Time’s Up: Women and Environment

Current Location: London, UK

I recognize that I am an incredibly privileged person. I am a white cis American woman who grew up in a loving and supportive two parent household. I had access to food every day, education and healthcare, and I have lived in safe and clean communities.

Yet, I too have experienced gender based discrimination and harassment in academic, social, and professional settings. If a woman like me, who has had the most opportunities, still experiences sexism and harassment, I cannot even imagine what is endured by marginalized women, women of color, trans women, etc.

I have never been one to hold my tongue when faced with overt or subtle sexism because I am not afraid. I have never had to worry that I would lose my job, that people would dislike me, or that I would experience backlash. But not everyone is in the same privileged position as I am, so I hope I can use my voice to support women who feel that they must be silent.

Separately, I feel passionately that women are integral to sustainable development. I strongly recommend checking out this World Resources Institute blog post from International Women’s Day in 2016, entitled “If You Care About the Environment, You Should Care About Gender.” When I was an intern at WRI on the Food Team, I wrote the following excerpt as a draft of a “gender box” which highlighted the critical role that women must play on the path to sustainable consumption.


Around the world, women play a crucial role in household food security. Women farmers produce half of the world’s food, and between 60–80 percent of food crops in developing countries.[i] However, on average, farms operated by women have lower yields than those operated by men, even when men and women come from the same household and cultivate the same crops. For example, the World Bank found that in parts of Burkina Faso women had an 18 percent lower crop yield than their male counterparts in the same household.[ii]

Inequitable access to inputs and property explain much of this gap. For instance, women typically have less access than men to fertilizer and improved seeds and to market information. They have less ability to command labor, both from unremunerated family members and other members of the community.[iii] In rural areas of sub-Saharan Africa, 95 percent of resources and technical assistance (access to information and to inputs such as improved seeds and tools) are currently channeled to men, despite women’s crucial role in food production.[iv] In some developing countries, women also may have lower levels of education, constraints on mobility, and high additional time commitments for child-rearing, gathering of firewood and water, and cooking.[v]
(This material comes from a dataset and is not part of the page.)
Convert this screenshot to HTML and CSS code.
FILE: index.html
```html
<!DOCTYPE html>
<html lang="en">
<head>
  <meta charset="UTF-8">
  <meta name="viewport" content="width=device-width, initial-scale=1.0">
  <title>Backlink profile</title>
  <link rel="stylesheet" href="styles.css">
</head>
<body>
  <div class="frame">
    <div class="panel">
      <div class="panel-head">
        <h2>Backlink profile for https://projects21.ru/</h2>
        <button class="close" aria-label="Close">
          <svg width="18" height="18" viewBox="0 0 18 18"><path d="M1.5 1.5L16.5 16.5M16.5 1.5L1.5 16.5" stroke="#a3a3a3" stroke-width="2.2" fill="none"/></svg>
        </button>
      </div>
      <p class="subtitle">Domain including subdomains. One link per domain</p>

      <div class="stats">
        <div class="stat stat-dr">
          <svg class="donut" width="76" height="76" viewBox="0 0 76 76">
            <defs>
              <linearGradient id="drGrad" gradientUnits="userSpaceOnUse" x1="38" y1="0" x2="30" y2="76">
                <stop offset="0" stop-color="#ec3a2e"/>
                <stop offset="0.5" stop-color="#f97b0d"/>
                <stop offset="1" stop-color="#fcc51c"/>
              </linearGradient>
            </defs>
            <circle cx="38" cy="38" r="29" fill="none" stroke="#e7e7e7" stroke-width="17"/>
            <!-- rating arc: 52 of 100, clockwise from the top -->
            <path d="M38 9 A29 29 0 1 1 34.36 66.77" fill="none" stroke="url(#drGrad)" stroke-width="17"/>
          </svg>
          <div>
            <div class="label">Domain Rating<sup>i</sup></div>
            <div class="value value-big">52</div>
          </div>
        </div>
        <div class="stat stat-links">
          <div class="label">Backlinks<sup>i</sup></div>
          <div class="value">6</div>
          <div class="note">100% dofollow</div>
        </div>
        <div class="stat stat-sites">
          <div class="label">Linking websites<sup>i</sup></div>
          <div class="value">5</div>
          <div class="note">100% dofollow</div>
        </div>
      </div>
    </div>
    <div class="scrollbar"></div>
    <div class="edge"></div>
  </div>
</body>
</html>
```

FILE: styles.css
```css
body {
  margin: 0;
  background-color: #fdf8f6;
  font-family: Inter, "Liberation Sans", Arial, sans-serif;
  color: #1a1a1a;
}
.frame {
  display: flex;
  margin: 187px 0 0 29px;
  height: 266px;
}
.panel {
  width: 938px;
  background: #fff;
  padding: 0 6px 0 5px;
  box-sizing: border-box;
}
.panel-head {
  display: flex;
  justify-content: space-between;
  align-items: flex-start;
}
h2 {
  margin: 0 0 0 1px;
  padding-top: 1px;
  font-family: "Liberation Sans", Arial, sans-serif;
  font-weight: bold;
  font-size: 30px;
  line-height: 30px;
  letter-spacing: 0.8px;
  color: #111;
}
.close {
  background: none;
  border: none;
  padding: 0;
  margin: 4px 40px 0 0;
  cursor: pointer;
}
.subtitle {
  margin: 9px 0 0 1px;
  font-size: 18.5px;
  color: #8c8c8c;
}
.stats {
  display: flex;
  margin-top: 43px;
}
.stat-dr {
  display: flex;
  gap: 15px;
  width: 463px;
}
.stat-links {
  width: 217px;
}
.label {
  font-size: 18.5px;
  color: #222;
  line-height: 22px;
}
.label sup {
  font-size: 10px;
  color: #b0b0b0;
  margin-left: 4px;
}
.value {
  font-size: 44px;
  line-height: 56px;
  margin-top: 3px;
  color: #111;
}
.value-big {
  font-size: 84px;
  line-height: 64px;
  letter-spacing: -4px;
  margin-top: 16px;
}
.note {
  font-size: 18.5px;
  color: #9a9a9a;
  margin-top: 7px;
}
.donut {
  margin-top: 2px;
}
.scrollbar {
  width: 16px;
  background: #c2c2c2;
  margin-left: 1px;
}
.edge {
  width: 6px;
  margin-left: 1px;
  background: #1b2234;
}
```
Perhaps most difficult to rectify is women farmers’ lack of property rights, which reinforces their limited access to inputs and credit because credit often requires collateral such as land. Although women represent an estimated 43 percent of the world’s agricultural labor force, they control far less land: in Kenya, for instance, women are only 5 percent of the nation’s registered landholders.[vi]
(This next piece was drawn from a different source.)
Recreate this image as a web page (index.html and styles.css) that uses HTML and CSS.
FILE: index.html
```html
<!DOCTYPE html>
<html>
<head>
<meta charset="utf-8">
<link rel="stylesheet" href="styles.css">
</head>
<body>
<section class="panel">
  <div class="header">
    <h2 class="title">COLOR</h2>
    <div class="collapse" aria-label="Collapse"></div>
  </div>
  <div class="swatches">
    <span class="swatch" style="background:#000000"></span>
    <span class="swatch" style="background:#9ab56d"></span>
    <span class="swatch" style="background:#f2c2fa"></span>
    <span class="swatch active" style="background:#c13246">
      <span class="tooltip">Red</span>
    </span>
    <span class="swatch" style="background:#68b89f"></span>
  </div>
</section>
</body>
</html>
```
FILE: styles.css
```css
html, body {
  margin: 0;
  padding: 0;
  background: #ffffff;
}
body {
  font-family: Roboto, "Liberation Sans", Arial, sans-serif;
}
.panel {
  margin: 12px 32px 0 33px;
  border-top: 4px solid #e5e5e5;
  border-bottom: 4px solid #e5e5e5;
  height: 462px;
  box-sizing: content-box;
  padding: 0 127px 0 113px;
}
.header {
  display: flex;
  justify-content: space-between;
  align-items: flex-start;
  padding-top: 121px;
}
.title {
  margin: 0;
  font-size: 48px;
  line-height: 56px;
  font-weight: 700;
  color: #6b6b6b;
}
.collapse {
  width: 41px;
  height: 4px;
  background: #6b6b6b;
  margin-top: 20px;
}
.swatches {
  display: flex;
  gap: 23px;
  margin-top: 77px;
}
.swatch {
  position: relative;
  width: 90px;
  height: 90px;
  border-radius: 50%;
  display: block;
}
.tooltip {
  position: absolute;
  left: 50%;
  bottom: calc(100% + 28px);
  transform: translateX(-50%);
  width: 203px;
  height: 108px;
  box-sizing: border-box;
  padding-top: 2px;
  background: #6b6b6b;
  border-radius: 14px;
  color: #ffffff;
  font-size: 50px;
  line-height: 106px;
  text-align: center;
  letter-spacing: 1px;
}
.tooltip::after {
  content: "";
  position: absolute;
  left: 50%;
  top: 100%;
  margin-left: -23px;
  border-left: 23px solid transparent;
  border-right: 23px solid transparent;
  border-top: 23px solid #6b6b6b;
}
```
Studies project that rectifying these imbalances can increase yields. For example, the World Bank has estimated that if women farmers were to have the same access as men to fertilizers and other inputs, maize yields would increase by 11–16 percent in Malawi, by 17 percent in Ghana,[vii] and by 20 percent in Kenya.[viii] Overall, ensuring women’s equal access to productive resources could raise total agricultural output in developing countries by 2.5 to 4 percent.[ix]

These gains in turn could have disproportionate benefits for food security because women are more likely than men to devote their income to food and children’s needs.[x] IFPRI estimates that improvements in women’s status explain as much as 55 percent of the reduction in hunger in the developing world from 1970 to 1995. Progress in women’s education can explain 43 percent of gains in food security, 26 percent of gains in increased food availability, and 19 percent of gains in health advances.[xi] In the same vein, FAO estimates that providing women with equal access to resources could reduce world hunger by 12–17 percent.[xii]

[i] FAO (n.d.) [ii] World Bank (2011) [iii] UN (2012) [v] World Bank, FAO, and IFAD (2009) [vi] World Bank (2011) [vii] World Bank (2011) [viii] World Bank, FAO, and IFAD (2009) [ix] UN (2012) [x] World Bank, FAO, and IFAD (2009) [xi] IFPRI (2000) [xii] FAO (2011a)


 

Life is not a zero-sum game. As this excerpt demonstrates, women’s empowerment does not mean the fall of men. To put it in economic terms: a rising tide lifts all boats. Equality benefits everyone, and I think it is crucial for both women and men to contribute their platform, to lend their voice to the chorus that says:

“No more silence. No more waiting. No more tolerance for discrimination, harassment or abuse. Time’s up.”